The reputation of Energy Star windows, with solar oriented designers and builders, has severely suffered in recent years because windows with a high solar heat gain coefficient (SHGC) are not allowed in most parts of the country.  As a result of these Energy Star standards, a home is unable to make use of passive solar gain—the cheapest form of solar energy.  Educated consumers know they can not rely on Energy Star for making the most sensible choice in windows.  I have talked to a number of scientists working in the windows group of Lawrence Berkeley National Labs.  They were remodeling their homes and wanted to make use of passive solar gain on their south facing windows.  To achieve their goals, they had to purchase windows that were not Energy Star compliant.

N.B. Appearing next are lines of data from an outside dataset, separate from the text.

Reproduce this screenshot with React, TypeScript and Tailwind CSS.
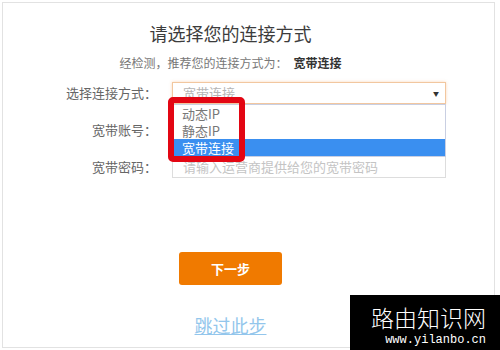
import { useState } from 'react';

const cjk = '"Noto Sans CJK SC", "Noto Sans", sans-serif';

const options = ['动态IP', '静态IP', '宽带连接'];

export default function App() {
  const [selected] = useState('宽带连接');

  return (
    <div className="relative w-[500px] h-[350px] bg-white overflow-hidden" style={{ fontFamily: cjk }}>
      {/* Card */}
      <div className="ml-[2px] mt-[2px] w-[493px] h-[346px] border border-[#e2e2e2] flex flex-col items-center pr-[36px]">
        <h1 className="mt-[18px] text-[18px] leading-[24px] text-[#3c3c3c]">请选择您的连接方式</h1>
        <p className="mt-[10px] text-[12px] leading-[16px] text-[#777]">
          经检测，推荐您的连接方式为：<span className="ml-[6px] font-bold text-[#333]">宽带连接</span>
        </p>

        {/* Form */}
        <div className="self-start ml-[57px] mt-[11px] flex flex-col gap-[15px]">
          <div className="flex items-center h-[22px]">
            <label className="w-[97px] text-right text-[13px] text-[#666]">选择连接方式：</label>
            <div className="relative ml-[15px] w-[274px] h-[22px] border border-[#f2c79f] shadow-[0_0_3px_rgba(240,150,60,0.35)] flex items-center pl-[10px] pr-[6px]">
              <span className="text-[13px] text-[#b5b5b5] flex-1">{selected}</span>
              <span className="text-[6px] text-[#333]">▼</span>

              {/* Dropdown list */}
              <div className="absolute left-[-1px] top-[21px] w-[274px] bg-white border border-[#c9cfe2] z-10">
                {options.map(opt => (
                  <div
                    key={opt}
                    className={
                      opt === selected
                        ? 'h-[17px] leading-[17px] pl-[9px] text-[13px] bg-[#3a8ff0] text-white'
                        : 'h-[17px] leading-[17px] pl-[9px] text-[13px] text-[#777]'
                    }
                  >
                    {opt}
                  </div>
                ))}
              </div>

              {/* Red highlight annotation */}
              <div className="absolute left-[-5px] top-[14px] w-[77px] h-[65px] border-[6px] border-[#e30613] rounded-[5px] z-20" />
            </div>
          </div>

          <div className="flex items-center h-[22px]">
            <label className="w-[97px] text-right text-[13px] text-[#666]">宽带账号：</label>
            <div className="ml-[15px] w-[274px] h-[22px] border border-[#ddd]" />
          </div>

          <div className="flex items-center h-[22px]">
            <label className="w-[97px] text-right text-[13px] text-[#666]">宽带密码：</label>
            <div className="ml-[15px] w-[274px] h-[22px] border border-[#ddd] flex items-center px-[10px]">
              <span className="text-[13px] text-[#c4c4c4]">请输入运营商提供给您的宽带密码</span>
            </div>
          </div>
        </div>

        <button className="mt-[74px] w-[103px] h-[33px] rounded-[3px] bg-[#f07a00] text-white text-[13px] font-bold">
          下一步
        </button>

        <a className="mt-[29px] text-[18px] leading-[22px] text-[#93c6ec] underline">跳过此步</a>
      </div>

      {/* Watermark */}
      <div className="absolute right-0 bottom-0 w-[150px] h-[55px] bg-black flex flex-col items-end pr-[14px]">
        <span className="mt-[10px] text-[23px] leading-[24px] font-light text-white">路由知识网</span>
        <span className="mt-[4px] text-[12px] leading-[14px] text-white" style={{ fontFamily: '"Liberation Mono", monospace' }}>
          www.yilanbo.cn
        </span>
      </div>
    </div>
  );
}
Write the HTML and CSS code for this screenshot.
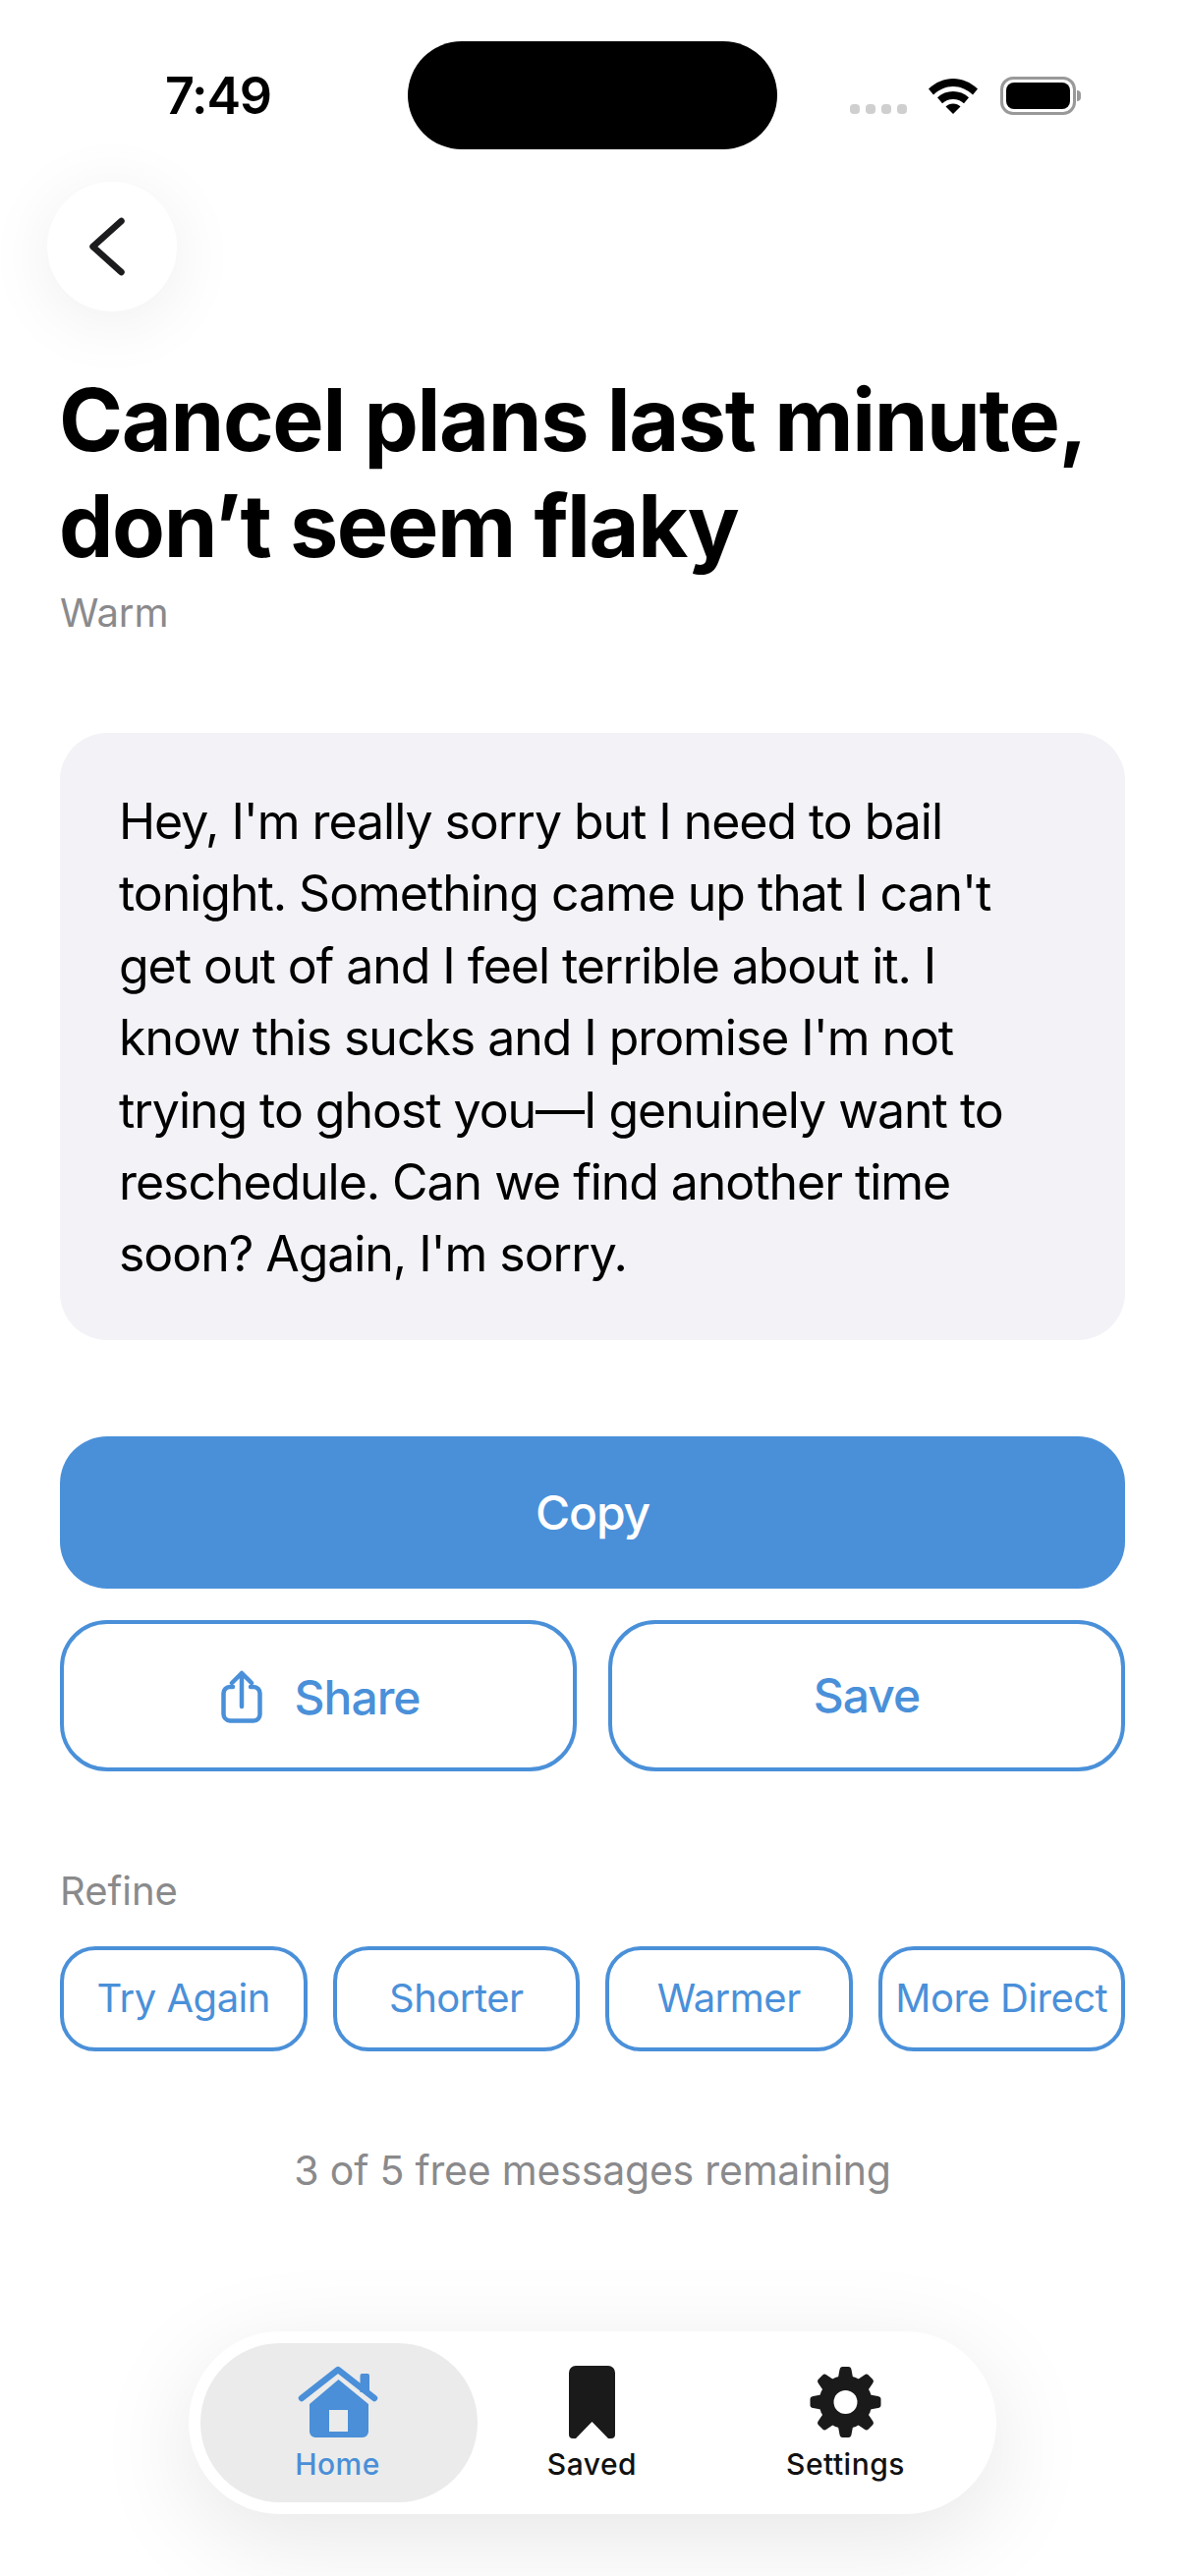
FILE: index.html
```html
<!DOCTYPE html>
<html lang="en">
<head>
<meta charset="utf-8">
<title>Message</title>
<link rel="stylesheet" href="styles.css">
</head>
<body>
<div class="screen">
  <header class="status">
    <span class="time">7:49</span>
    <div class="island"></div>
    <div class="indicators">
      <div class="signal"><i></i><i></i><i></i><i></i></div>
      <svg class="wifi" viewBox="0 0 50 37"><path d="M25 1C16 1 7.500 4.500 0 11.500l5 6C11 12 17.500 9 25 9s14 3 20 8.500l5-6C42.500 4.500 34 1 25 1Z"/><path d="M25 14c-6 0-11.500 2.200-16 6.300l5 6c3-2.800 6.800-4.300 11-4.300s8 1.500 11 4.300l5-6C36.500 16.200 31 14 25 14Z"/><path d="M25 26.500c-3 0-5.500 1-7.500 2.900L25 37l7.500-7.600c-2-1.900-4.500-2.900-7.500-2.900Z"/></svg>
      <div class="battery"><div class="battery-fill"></div></div>
      <div class="battery-cap"></div>
    </div>
  </header>

  <button class="back" aria-label="Back">
    <svg viewBox="0 0 36 60"><path d="M32.500 4 3.500 30l29 26"/></svg>
  </button>

  <main class="content">
    <h1 class="title">Cancel plans last minute,<br>don’t seem flaky</h1>
    <p class="tone">Warm</p>
    <div class="card">Hey, I'm really sorry but I need to bail tonight. Something came up that I can't get out of and I feel terrible about it. I know this sucks and I promise I'm not trying to ghost you—I genuinely want to reschedule. Can we find another time soon? Again, I'm sorry.</div>
    <button class="copy">Copy</button>
    <div class="actions">
      <button class="outline share">
        <svg class="share-icon" viewBox="0 0 42 54"><path d="M12 17H9a6.500 6.500 0 0 0-6.500 6.500v21A7 7 0 0 0 9 51.500h24a6.500 6.500 0 0 0 6.500-7v-21A6.500 6.500 0 0 0 33 17h-3"/><path d="M21 37V3M11 13 21 3l10 10"/></svg>
        <span>Share</span>
      </button>
      <button class="outline save">Save</button>
    </div>
    <p class="refine">Refine</p>
    <div class="chips">
      <button class="chip">Try Again</button>
      <button class="chip">Shorter</button>
      <button class="chip">Warmer</button>
      <button class="chip">More Direct</button>
    </div>
    <p class="remaining">3 of 5 free messages remaining</p>
  </main>

  <nav class="tabbar">
    <a class="tab active">
      <svg class="icon-home" viewBox="0 0 82 74"><path d="M63.500 14V10a2 2 0 0 1 2-2H71a2 2 0 0 1 2 2v17h-9.500Z"/><path class="roof" d="M4 33 41 4l37 29"/><path fill-rule="evenodd" d="M41.500 14 72 39v28a6 6 0 0 1-6 6H18a6 6 0 0 1-6-6V39ZM32 45v22h19V45Z"/></svg>
      <span>Home</span>
    </a>
    <a class="tab">
      <svg class="icon-saved" viewBox="0 0 47 74"><path d="M0 7a7 7 0 0 1 7-7h33a7 7 0 0 1 7 7v63q0 4-4 4h-3L23.500 57 7 74H4q-4 0-4-4Z"/></svg>
      <span>Saved</span>
    </a>
    <a class="tab">
      <svg class="icon-settings" viewBox="0 0 73 72">
        <circle cx="36.500" cy="36" r="27"/>
        <path class="tooth" d="M29 11 30.500 3q.5-3 3-3h6q2.500 0 3 3L44 11Z"/>
        <path class="tooth" transform="rotate(45 36.500 36)" d="M29 11 30.500 3q.5-3 3-3h6q2.500 0 3 3L44 11Z"/>
        <path class="tooth" transform="rotate(90 36.500 36)" d="M29 11 30.500 3q.5-3 3-3h6q2.500 0 3 3L44 11Z"/>
        <path class="tooth" transform="rotate(135 36.500 36)" d="M29 11 30.500 3q.5-3 3-3h6q2.500 0 3 3L44 11Z"/>
        <path class="tooth" transform="rotate(180 36.500 36)" d="M29 11 30.500 3q.5-3 3-3h6q2.500 0 3 3L44 11Z"/>
        <path class="tooth" transform="rotate(225 36.500 36)" d="M29 11 30.500 3q.5-3 3-3h6q2.500 0 3 3L44 11Z"/>
        <path class="tooth" transform="rotate(270 36.500 36)" d="M29 11 30.500 3q.5-3 3-3h6q2.500 0 3 3L44 11Z"/>
        <path class="tooth" transform="rotate(315 36.500 36)" d="M29 11 30.500 3q.5-3 3-3h6q2.500 0 3 3L44 11Z"/>
        <circle class="hole" cx="36.500" cy="36" r="12"/>
      </svg>
      <span>Settings</span>
    </a>
  </nav>
</div>
</body>
</html>
```

FILE: styles.css
```css
* { box-sizing: border-box; }
html, body { margin: 0; padding: 0; background: #fff; }
body { font-family: Inter, "Liberation Sans", sans-serif; color: #000; }
p, h1 { margin: 0; }
button { font-family: inherit; background: none; cursor: pointer; padding: 0; }

.screen {
  width: 1206px;
  height: 2622px;
  overflow: hidden;
  position: relative;
  background: #fff;
}

.status {
  height: 152px;
  padding-top: 42px;
  position: relative;
}
.time {
  position: absolute;
  left: 168px;
  top: 68px;
  font-size: 52px;
  line-height: 60px;
  font-weight: 600;
  letter-spacing: -1.2px;
}
.island {
  width: 376px;
  height: 110px;
  margin-left: 415px;
  border-radius: 55px;
  background: #000;
}
.indicators {
  position: absolute;
  left: 865px;
  top: 78px;
  display: flex;
  align-items: flex-end;
  height: 39px;
}
.signal { display: flex; gap: 6px; padding-bottom: 1px; margin-right: 22px; }
.signal i { width: 10px; height: 10px; border-radius: 4px; background: #cfcfcf; }
.wifi { width: 50px; height: 37px; margin: 0 23px 1px 0; fill: #000; display: block; }
.battery {
  width: 77px;
  height: 39px;
  border: 3px solid #999;
  border-radius: 13px;
  padding: 3px;
}
.battery-fill { width: 100%; height: 100%; background: #000; border-radius: 8px; }
.battery-cap { width: 4px; height: 11px; background: #999; border-radius: 0 4px 4px 0; margin: 0 0 14px 1px; }

.back {
  display: flex;
  align-items: center;
  justify-content: center;
  width: 132px;
  height: 132px;
  margin: 33px 0 0 48px;
  border: 0;
  border-radius: 50%;
  background: #fff;
  box-shadow: 0 10px 70px rgba(0,0,0,.07);
}
.back svg { width: 36px; height: 60px; margin-right: 10px; fill: none; stroke: #1c1c1e; stroke-width: 6.500px; stroke-linecap: round; stroke-linejoin: round; }

.content { padding: 56px 61px 0; }
.title {
  font-size: 88px;
  line-height: 108px;
  font-weight: 700;
  letter-spacing: -1.35px;
  margin-left: -1px;
}
.tone { font-size: 40px; line-height: 48px; color: #8a8a8c; margin-top: 11px; }
.card {
  margin-top: 98px;
  height: 618px;
  padding: 54px 60px 0;
  background: #f2f2f7;
  border-radius: 48px;
  font-size: 50px;
  line-height: 73.400px;
  letter-spacing: -1.050px;
  color: #000;
}
.copy {
  display: block;
  width: 100%;
  height: 155px;
  margin-top: 98px;
  border: 0;
  border-radius: 48px;
  background: #4a90d9;
  color: #fff;
  font-size: 48px;
  font-weight: 500;
  letter-spacing: -1.100px;
}
.actions { display: grid; grid-template-columns: 1fr 1fr; gap: 32px; margin-top: 32px; }
.outline {
  height: 154px;
  border: 4px solid #4a90d9;
  border-radius: 48px;
  background: #fff;
  color: #4a90d9;
  font-size: 48px;
  font-weight: 500;
  letter-spacing: -1px;
  display: flex;
  align-items: center;
  justify-content: center;
}
.share { gap: 33px; padding: 2px 0 0 4px; }
.save { padding-bottom: 2px; }
.share-icon { width: 42px; height: 54px; fill: none; stroke: #4a90d9; stroke-width: 4.500px; stroke-linecap: round; stroke-linejoin: round; }
.refine { margin-top: 98px; font-size: 40px; line-height: 48px; color: #8a8a8c; }
.chips { display: grid; grid-template-columns: repeat(4, 1fr); gap: 26px; margin-top: 32px; }
.chip {
  height: 107px;
  padding-bottom: 2px;
  border: 4px solid #4a90d9;
  border-radius: 36px;
  background: #fff;
  color: #4a90d9;
  font-size: 40px;
  font-weight: 400;
  letter-spacing: -.5px;
  white-space: nowrap;
}
.remaining { margin-top: 96px; text-align: center; font-size: 41px; line-height: 50px; letter-spacing: -.2px; color: #8a8a8c; }

.tabbar {
  position: absolute;
  left: 192px;
  top: 2373px;
  width: 822px;
  height: 186px;
  padding: 12px;
  border-radius: 93px;
  background: #fff;
  box-shadow: 0 24px 100px rgba(0,0,0,.1);
  display: flex;
}
.tab {
  display: flex;
  flex-direction: column;
  align-items: center;
  padding-top: 23px;
  border-radius: 81px;
  color: #111;
  font-size: 30px;
  line-height: 36px;
  font-weight: 500;
  letter-spacing: .5px;
}
.tab:nth-child(1) { flex: 0 0 282px; padding-right: 3px; }
.tab:nth-child(2) { flex: 0 0 233px; }
.tab:nth-child(3) { flex: 0 0 283px; }
.tab svg { display: block; height: 74px; margin-bottom: 8px; fill: #1a1a1a; }
.icon-home { width: 82px; }
.icon-saved { width: 47px; }
.icon-settings { width: 73px; }
.tab.active { background: #ebebeb; color: #4a8fd8; }
.tab.active svg { fill: #4a8fd8; }
.roof { fill: none; stroke: #4a8fd8; stroke-width: 6.500px; stroke-linecap: round; stroke-linejoin: round; }
.hole { fill: #fff; }
```
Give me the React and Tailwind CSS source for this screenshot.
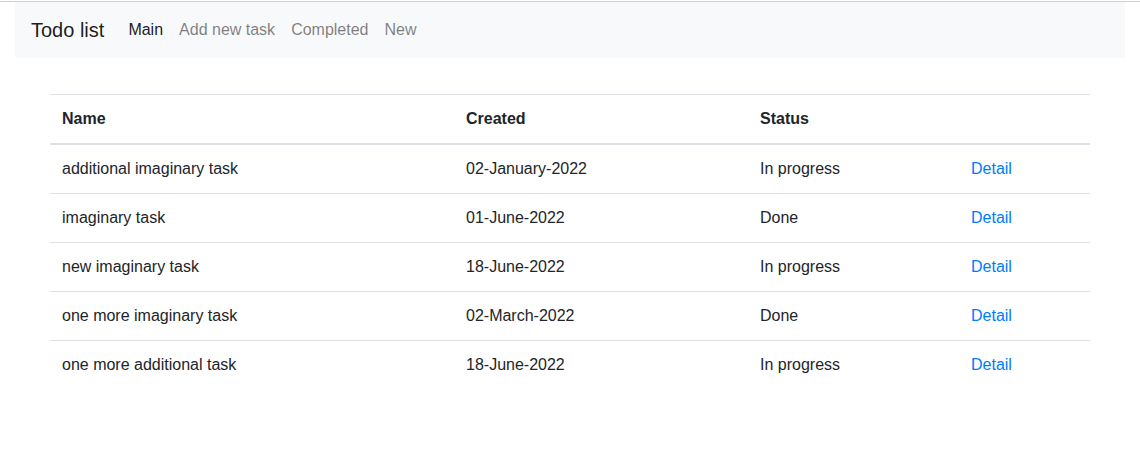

Good design would generally use high SHGC windows on the south side and windows with a low SHGC on the east and west windows to prevent overheating during the summer.  The Energy Star program does not promote using different glazing on different faces of a home.  In Chicago, because it is in the northern zone high SHGC windows can be used on all windows.  Using high SHGC windows on east and west windows will result in higher air conditioning bills.  Where I live in Arcata, along California’s northern coast, we have a long heating season and virtually no cooling degree days.  Arcata has slightly more heating degree days than Washington, D.C.  Here, south facing windows with a high SHGC would be beneficial.  However, Energy Star recommends a SHGC of less than .4.   As a result, passive solar heating is not effective.  Nationwide, at least 3 times more energy is used for heating rather than air conditioning.

If Energy Star is to maintain its credibility, the highest Energy Star ratings should maximize energy savings.  If the testing procedures are not modified for refrigeration, we recommend no changes be made in the program.